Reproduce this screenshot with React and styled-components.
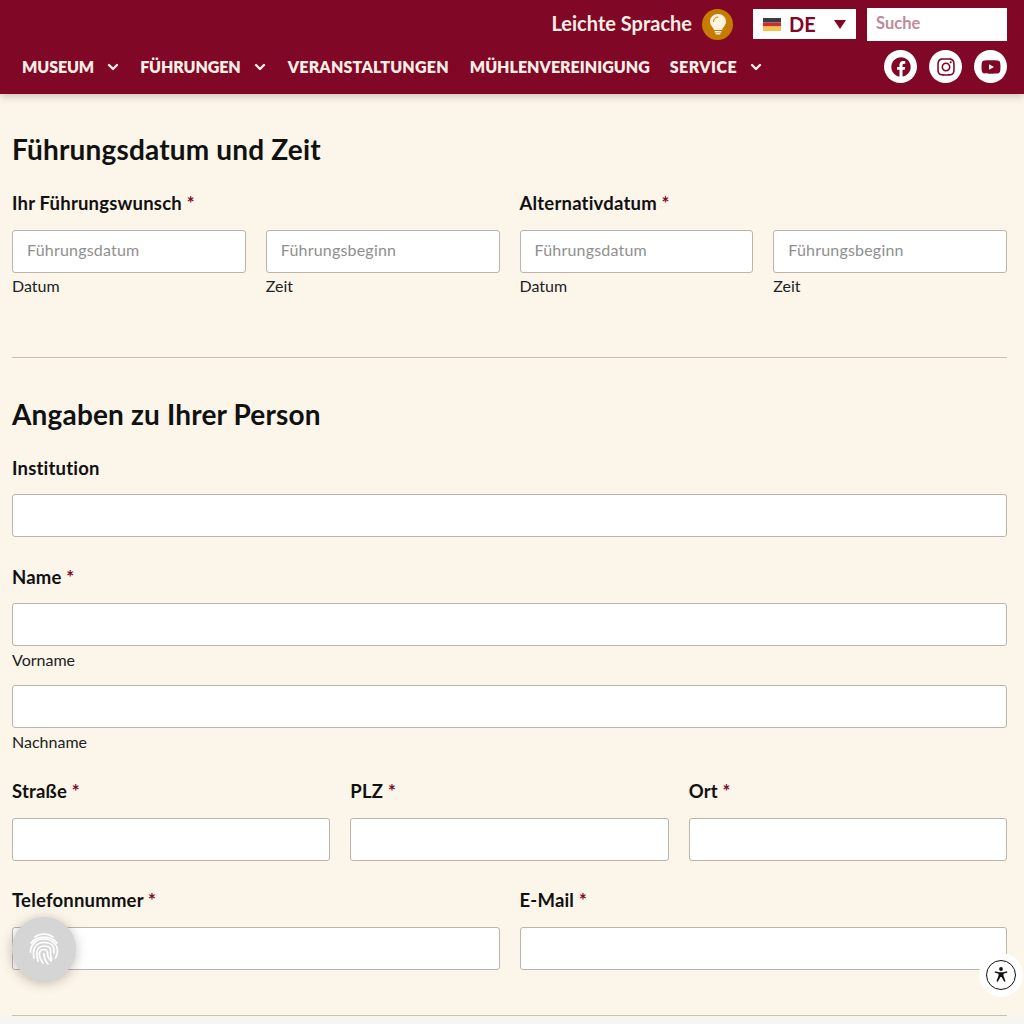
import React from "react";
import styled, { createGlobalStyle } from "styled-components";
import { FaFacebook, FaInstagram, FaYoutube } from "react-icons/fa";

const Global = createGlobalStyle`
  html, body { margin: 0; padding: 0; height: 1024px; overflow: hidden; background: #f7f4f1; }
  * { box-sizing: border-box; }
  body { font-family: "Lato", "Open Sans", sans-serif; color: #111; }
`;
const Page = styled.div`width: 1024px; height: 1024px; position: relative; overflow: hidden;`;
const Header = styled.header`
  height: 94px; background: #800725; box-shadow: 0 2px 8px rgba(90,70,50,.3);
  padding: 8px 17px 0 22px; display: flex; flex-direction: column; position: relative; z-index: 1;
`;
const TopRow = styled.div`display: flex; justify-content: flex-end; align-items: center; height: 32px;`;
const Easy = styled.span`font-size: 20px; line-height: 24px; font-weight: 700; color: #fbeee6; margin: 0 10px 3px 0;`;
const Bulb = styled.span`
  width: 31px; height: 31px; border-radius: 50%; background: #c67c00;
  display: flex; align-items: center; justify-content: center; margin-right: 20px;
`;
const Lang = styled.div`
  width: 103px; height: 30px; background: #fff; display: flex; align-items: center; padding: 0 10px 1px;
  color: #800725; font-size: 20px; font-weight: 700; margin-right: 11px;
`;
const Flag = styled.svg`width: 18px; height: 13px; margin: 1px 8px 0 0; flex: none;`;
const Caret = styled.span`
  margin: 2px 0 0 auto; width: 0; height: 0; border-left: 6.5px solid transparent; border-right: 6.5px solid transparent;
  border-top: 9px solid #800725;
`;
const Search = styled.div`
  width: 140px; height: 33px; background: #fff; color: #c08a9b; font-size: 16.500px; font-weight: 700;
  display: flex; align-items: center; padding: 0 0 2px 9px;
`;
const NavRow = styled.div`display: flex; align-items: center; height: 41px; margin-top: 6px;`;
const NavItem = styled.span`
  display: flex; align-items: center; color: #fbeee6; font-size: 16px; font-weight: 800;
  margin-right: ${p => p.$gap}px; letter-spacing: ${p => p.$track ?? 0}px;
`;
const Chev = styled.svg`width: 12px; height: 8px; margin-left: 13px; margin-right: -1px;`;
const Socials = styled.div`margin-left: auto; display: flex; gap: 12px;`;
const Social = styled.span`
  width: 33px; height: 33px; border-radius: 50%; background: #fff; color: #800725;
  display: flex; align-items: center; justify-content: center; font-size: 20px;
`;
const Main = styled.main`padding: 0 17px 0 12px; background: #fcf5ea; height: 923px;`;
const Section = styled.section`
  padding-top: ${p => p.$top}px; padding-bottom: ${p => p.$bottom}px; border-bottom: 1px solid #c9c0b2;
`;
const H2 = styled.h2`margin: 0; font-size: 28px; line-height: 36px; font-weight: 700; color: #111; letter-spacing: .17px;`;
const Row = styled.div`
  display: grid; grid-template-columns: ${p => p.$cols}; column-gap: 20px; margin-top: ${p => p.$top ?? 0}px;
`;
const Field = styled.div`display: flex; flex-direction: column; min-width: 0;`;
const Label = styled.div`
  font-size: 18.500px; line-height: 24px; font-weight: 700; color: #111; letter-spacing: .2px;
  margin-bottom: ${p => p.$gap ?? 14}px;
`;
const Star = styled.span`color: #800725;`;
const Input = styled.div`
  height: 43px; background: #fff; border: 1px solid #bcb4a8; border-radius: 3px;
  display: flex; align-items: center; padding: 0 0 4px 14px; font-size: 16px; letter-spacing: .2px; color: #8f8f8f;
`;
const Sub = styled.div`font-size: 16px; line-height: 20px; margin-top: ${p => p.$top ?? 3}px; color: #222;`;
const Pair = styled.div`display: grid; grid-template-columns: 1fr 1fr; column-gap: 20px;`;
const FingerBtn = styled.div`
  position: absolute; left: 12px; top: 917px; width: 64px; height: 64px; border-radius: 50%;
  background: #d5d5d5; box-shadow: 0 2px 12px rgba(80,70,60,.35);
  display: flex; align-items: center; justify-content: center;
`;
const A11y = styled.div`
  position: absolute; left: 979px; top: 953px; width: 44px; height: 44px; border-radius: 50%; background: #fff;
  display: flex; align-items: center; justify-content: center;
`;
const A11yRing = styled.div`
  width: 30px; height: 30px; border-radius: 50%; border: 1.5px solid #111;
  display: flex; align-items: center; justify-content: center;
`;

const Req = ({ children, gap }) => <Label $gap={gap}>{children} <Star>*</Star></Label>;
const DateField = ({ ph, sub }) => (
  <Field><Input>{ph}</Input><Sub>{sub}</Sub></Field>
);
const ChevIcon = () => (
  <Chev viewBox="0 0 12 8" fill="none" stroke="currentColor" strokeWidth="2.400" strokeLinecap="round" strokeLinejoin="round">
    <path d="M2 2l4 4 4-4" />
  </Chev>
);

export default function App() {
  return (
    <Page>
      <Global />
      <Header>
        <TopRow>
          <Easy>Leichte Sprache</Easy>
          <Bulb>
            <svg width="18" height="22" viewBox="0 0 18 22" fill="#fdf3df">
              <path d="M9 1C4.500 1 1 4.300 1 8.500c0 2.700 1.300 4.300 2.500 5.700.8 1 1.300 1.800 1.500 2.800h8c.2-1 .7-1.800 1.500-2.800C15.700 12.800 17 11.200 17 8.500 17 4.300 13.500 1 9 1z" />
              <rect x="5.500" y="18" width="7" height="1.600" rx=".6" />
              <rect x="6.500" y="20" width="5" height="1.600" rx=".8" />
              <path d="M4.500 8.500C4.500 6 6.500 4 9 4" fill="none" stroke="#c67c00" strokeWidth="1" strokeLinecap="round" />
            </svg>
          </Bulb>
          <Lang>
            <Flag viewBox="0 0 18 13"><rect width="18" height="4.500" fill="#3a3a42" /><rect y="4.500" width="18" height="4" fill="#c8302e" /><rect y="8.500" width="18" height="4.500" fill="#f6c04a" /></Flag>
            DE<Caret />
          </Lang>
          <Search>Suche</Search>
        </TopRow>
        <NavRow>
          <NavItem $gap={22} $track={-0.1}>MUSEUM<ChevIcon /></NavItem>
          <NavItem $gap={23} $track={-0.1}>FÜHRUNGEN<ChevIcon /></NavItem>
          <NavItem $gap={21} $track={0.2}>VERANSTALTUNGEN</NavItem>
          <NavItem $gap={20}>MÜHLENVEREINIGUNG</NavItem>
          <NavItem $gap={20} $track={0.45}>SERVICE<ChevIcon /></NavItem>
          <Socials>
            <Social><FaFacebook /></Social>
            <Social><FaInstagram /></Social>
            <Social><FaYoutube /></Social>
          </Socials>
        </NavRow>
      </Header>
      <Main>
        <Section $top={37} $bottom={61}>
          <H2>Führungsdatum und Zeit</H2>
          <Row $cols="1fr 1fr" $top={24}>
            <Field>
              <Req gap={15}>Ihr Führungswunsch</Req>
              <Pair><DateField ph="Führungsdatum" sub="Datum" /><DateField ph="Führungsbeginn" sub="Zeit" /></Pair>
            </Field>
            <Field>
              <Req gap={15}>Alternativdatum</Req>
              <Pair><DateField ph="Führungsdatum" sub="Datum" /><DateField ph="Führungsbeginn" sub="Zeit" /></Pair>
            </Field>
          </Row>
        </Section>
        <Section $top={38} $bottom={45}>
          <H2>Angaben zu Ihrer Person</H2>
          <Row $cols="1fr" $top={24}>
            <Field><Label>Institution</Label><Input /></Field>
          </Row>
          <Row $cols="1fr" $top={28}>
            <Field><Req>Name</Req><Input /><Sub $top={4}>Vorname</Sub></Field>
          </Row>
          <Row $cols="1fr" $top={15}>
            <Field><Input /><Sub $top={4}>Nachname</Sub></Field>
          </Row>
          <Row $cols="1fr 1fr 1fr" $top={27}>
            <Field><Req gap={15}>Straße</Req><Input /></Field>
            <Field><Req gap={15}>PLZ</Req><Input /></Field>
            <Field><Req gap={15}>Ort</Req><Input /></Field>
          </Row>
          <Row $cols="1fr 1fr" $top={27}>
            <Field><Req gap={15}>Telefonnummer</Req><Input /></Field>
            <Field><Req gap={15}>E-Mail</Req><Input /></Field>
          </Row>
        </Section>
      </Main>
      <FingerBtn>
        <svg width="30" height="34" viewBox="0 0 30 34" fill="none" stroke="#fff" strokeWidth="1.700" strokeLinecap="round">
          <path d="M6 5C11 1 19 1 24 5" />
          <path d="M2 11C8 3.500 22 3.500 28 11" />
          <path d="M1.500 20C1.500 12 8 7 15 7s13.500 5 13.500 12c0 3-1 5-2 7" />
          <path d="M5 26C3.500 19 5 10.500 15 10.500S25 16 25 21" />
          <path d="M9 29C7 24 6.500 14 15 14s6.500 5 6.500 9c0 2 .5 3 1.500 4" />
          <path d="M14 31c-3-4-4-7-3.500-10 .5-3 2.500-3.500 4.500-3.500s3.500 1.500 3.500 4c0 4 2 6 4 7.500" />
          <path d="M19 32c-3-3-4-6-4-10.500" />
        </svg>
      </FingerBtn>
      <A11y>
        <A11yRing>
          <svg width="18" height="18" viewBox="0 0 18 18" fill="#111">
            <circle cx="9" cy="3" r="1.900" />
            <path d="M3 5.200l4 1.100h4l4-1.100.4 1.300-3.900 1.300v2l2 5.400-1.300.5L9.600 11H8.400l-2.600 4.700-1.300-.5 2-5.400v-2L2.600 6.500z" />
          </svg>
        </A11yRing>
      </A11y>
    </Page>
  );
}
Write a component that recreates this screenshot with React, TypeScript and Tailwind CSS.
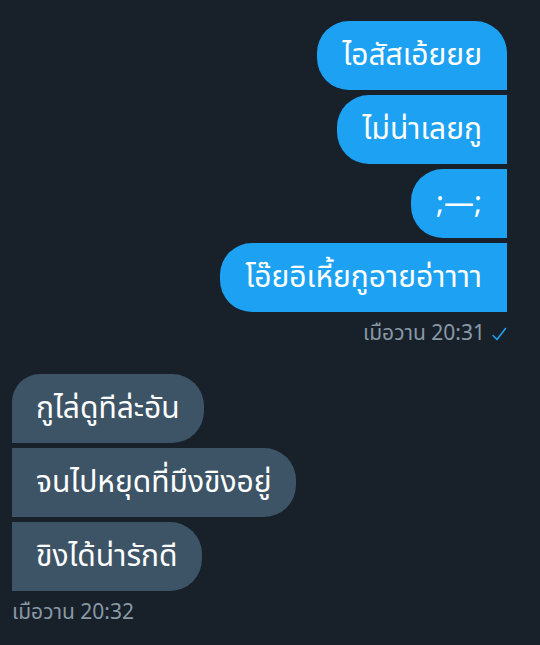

===

Copy each line from the records above that includes the string "screenshot".

Reproduce this screenshot with React and styled-components.
Write a component that recreates this screenshot with React, TypeScript and Tailwind CSS.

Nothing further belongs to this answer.